INPUT DATA:
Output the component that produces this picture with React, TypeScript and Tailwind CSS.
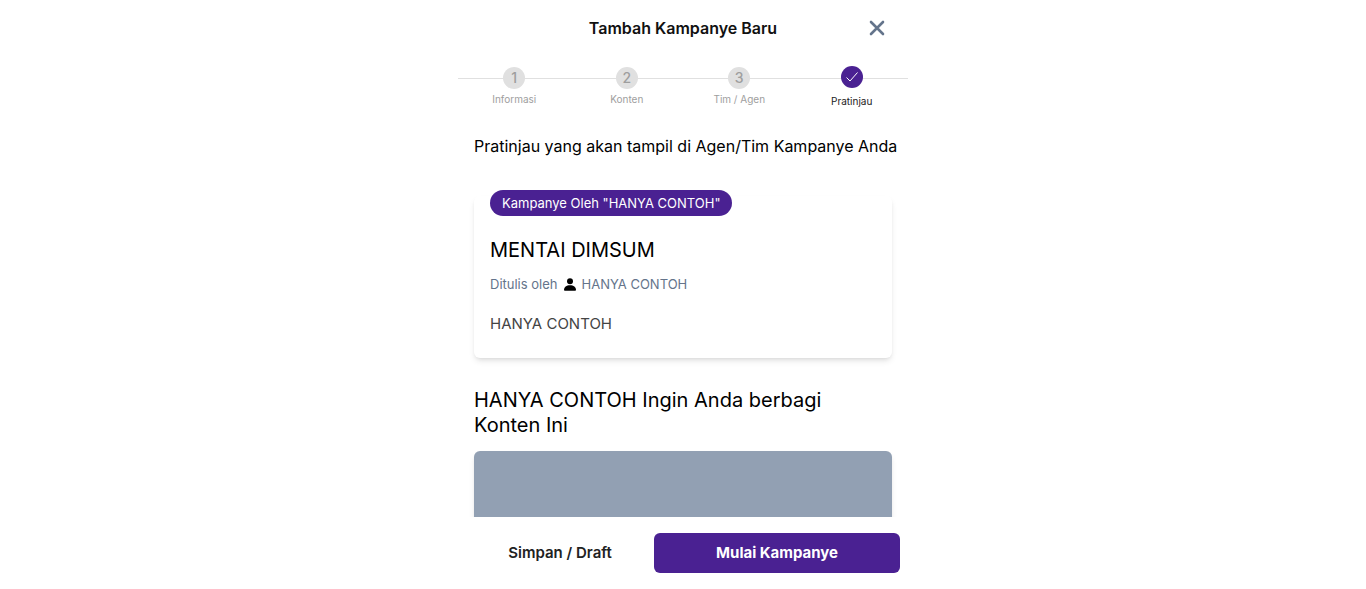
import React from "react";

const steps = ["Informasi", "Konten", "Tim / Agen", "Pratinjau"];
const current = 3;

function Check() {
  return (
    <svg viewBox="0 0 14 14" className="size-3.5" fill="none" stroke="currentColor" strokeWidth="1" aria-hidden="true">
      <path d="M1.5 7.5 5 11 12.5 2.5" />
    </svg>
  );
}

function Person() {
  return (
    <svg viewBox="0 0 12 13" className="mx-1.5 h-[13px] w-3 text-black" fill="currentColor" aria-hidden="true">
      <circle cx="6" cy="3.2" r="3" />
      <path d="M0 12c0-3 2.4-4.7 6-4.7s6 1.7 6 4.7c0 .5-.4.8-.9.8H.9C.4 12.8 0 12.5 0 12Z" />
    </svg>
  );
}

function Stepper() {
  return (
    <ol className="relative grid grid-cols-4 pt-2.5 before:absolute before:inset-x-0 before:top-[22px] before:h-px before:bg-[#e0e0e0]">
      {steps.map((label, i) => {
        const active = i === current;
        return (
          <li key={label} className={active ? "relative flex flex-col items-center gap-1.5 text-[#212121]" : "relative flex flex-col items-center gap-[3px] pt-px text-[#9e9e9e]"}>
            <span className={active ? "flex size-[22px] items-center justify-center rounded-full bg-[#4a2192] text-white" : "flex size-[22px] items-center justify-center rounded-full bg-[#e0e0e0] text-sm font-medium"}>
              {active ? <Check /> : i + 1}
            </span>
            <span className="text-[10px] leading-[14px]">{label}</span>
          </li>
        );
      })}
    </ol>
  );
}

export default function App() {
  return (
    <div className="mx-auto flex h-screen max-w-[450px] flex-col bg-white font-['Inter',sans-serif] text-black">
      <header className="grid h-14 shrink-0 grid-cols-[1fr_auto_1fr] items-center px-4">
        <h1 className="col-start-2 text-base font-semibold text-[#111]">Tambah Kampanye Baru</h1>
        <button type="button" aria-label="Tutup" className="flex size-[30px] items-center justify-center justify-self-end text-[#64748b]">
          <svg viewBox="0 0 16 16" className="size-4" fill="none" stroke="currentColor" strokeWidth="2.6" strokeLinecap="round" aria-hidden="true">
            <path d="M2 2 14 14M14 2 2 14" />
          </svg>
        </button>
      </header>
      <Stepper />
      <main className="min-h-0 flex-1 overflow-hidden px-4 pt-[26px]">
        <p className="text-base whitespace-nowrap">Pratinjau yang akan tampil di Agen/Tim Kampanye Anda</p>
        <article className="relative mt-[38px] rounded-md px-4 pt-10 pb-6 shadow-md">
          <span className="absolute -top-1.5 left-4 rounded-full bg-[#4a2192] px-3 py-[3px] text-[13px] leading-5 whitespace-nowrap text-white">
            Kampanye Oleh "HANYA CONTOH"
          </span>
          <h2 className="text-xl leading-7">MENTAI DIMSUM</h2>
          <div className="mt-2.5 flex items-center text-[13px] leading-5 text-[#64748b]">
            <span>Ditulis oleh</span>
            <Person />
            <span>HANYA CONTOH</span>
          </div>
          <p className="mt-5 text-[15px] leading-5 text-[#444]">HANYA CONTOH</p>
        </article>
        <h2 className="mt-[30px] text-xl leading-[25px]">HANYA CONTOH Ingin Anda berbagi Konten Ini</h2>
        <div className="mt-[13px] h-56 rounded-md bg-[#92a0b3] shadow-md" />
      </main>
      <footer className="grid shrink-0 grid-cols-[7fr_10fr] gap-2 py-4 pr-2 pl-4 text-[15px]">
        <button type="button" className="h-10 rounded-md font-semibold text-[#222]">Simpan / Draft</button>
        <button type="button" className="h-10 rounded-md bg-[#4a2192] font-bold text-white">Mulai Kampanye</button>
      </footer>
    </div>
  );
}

--

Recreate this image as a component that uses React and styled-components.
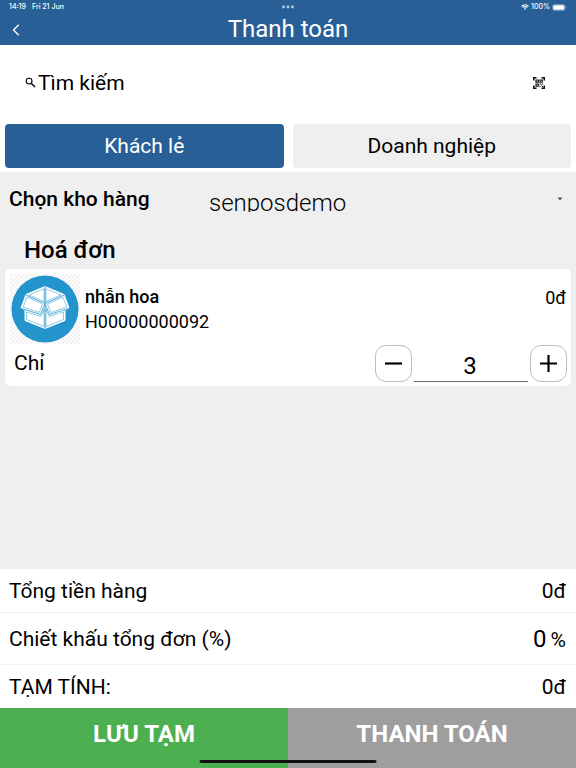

--

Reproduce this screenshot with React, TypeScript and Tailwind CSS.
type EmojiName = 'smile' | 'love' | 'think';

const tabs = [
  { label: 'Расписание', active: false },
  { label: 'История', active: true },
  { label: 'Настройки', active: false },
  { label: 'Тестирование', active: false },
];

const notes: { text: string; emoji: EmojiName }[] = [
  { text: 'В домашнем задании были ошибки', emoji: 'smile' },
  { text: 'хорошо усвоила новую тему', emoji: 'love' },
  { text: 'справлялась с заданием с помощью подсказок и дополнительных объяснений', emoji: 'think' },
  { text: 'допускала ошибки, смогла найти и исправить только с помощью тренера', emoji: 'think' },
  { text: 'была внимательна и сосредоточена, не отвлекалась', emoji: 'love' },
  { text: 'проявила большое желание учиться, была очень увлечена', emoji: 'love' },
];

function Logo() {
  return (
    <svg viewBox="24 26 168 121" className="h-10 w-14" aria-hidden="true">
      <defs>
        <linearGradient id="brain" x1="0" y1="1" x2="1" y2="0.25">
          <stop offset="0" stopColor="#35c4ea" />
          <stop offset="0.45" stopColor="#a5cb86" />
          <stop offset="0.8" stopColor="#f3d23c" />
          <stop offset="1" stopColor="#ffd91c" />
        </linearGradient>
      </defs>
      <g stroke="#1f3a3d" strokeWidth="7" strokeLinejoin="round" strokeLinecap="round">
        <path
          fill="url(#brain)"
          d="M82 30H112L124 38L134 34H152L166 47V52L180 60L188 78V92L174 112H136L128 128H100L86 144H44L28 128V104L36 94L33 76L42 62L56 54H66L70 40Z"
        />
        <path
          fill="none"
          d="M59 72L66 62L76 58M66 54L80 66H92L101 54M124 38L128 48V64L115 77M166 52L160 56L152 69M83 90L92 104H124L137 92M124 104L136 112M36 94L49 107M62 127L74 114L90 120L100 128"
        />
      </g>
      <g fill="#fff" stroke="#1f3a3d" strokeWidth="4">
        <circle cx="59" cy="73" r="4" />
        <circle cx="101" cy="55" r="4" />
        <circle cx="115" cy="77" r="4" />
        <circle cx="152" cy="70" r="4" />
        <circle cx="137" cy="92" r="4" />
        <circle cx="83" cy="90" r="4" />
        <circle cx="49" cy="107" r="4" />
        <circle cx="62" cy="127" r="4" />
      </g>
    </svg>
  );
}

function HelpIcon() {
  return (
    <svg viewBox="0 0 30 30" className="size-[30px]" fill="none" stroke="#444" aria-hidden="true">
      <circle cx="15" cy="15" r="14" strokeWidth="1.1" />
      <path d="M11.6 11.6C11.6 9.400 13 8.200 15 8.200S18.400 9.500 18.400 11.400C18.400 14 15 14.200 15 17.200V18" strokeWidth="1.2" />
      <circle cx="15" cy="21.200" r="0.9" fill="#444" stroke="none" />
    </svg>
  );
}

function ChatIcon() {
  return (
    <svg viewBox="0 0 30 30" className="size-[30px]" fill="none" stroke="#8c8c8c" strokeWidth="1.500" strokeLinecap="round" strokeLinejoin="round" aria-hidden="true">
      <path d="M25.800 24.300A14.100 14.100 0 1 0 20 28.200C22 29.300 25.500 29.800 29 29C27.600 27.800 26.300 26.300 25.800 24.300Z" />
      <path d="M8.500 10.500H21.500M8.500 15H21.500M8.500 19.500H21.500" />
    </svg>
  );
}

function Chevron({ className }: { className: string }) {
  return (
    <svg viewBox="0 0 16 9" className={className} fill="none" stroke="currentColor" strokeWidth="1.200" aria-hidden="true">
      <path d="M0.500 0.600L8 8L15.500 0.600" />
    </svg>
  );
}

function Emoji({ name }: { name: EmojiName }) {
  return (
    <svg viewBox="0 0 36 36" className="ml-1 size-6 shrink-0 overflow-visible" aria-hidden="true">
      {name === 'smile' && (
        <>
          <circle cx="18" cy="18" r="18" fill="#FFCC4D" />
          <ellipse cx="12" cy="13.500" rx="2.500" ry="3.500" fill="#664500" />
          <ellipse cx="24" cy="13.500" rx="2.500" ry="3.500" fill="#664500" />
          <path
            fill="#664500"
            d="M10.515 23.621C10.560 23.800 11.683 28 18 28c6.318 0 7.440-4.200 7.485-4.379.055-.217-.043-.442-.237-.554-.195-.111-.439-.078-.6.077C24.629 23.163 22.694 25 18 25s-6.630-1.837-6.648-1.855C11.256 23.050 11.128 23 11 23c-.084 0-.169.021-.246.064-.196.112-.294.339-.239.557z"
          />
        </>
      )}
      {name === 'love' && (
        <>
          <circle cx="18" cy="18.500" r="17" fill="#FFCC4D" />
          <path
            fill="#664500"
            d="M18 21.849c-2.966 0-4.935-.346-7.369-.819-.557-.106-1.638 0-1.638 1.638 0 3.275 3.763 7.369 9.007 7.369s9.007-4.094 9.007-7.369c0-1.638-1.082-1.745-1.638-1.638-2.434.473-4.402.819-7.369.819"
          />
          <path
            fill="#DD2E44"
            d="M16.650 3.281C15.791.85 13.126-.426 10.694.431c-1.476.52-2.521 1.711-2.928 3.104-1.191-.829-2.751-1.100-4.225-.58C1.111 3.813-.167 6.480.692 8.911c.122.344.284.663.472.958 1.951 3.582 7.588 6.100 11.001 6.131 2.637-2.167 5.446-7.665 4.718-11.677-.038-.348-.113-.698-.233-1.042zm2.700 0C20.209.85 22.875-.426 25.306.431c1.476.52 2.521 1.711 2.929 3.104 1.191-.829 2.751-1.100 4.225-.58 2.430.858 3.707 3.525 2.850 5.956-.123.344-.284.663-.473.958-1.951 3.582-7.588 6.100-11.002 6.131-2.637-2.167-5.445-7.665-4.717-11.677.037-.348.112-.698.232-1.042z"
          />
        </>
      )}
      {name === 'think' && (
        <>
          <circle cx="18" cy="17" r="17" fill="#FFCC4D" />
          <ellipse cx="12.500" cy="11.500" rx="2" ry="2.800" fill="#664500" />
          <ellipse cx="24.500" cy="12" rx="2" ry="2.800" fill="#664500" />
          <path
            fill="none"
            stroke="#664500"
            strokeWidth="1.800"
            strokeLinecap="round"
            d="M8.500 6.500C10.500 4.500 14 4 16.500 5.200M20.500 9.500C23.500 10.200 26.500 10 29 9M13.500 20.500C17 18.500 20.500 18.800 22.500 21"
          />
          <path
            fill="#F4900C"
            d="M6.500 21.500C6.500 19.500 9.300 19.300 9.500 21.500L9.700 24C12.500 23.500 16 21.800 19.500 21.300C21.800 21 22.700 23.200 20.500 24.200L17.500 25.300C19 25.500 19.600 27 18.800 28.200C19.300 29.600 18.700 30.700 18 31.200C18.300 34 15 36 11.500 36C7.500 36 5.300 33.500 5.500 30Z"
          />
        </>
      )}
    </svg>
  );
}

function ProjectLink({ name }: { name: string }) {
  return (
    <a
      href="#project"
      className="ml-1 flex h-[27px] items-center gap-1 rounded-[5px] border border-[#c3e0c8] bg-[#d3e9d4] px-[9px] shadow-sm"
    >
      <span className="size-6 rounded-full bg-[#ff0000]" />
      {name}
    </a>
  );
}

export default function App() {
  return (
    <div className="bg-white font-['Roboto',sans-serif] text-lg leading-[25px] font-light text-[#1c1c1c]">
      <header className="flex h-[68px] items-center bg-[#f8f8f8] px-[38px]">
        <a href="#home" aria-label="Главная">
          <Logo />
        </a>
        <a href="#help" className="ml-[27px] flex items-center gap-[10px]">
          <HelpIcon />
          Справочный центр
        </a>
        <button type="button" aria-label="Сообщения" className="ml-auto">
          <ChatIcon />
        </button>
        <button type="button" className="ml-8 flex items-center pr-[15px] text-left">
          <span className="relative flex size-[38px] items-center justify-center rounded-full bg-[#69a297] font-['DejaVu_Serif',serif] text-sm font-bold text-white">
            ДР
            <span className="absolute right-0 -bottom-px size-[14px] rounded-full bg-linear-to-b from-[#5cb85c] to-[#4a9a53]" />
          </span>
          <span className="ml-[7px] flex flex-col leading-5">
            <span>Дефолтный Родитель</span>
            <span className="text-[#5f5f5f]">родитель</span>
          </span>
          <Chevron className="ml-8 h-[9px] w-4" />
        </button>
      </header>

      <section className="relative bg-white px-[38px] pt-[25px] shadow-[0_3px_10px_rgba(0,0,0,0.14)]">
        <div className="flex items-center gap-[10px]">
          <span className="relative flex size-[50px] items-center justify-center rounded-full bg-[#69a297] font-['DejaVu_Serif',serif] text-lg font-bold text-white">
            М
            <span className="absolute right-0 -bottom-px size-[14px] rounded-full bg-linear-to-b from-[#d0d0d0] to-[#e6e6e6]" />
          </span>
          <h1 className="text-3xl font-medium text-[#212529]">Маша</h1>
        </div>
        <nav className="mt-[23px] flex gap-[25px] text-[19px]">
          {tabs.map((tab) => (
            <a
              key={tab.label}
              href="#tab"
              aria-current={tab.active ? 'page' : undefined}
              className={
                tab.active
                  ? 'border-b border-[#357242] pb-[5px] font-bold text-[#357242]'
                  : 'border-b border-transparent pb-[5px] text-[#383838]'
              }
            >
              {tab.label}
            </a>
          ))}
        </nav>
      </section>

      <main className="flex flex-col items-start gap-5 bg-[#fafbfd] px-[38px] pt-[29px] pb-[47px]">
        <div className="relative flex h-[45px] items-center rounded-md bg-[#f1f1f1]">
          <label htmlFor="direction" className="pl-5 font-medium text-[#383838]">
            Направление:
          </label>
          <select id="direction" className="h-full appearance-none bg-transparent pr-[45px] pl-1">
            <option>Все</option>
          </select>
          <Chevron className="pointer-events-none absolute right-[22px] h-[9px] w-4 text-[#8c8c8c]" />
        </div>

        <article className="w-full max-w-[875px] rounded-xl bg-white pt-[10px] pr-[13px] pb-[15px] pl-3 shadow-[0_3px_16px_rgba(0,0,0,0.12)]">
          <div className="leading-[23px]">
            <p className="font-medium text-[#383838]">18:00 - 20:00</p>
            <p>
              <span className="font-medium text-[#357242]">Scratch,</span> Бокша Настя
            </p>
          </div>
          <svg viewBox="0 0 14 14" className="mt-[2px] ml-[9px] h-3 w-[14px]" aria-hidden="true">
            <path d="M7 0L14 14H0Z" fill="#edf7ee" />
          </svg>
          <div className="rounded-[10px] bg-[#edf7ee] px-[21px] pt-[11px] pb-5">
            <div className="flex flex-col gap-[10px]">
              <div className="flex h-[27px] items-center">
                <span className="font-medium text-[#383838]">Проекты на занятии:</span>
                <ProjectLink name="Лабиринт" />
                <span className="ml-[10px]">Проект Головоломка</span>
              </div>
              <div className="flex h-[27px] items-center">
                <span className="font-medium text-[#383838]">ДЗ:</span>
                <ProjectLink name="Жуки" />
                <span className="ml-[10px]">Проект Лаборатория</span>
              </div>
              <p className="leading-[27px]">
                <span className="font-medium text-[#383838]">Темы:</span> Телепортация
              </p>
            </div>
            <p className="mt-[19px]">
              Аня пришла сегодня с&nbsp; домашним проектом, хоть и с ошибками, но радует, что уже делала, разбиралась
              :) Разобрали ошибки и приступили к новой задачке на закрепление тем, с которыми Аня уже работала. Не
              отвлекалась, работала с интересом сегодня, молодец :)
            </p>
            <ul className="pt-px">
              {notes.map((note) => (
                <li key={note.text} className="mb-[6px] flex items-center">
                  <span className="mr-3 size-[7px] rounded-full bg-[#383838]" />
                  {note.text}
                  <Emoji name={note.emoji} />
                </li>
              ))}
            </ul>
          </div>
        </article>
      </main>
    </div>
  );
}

EXERCISE REQUIREMENTS: Find the string "that" in the records, then copy each line where it occurs.

IN RESPONSE:
Output the component that produces this picture with React, TypeScript and Tailwind CSS.
Recreate this image as a component that uses React and styled-components.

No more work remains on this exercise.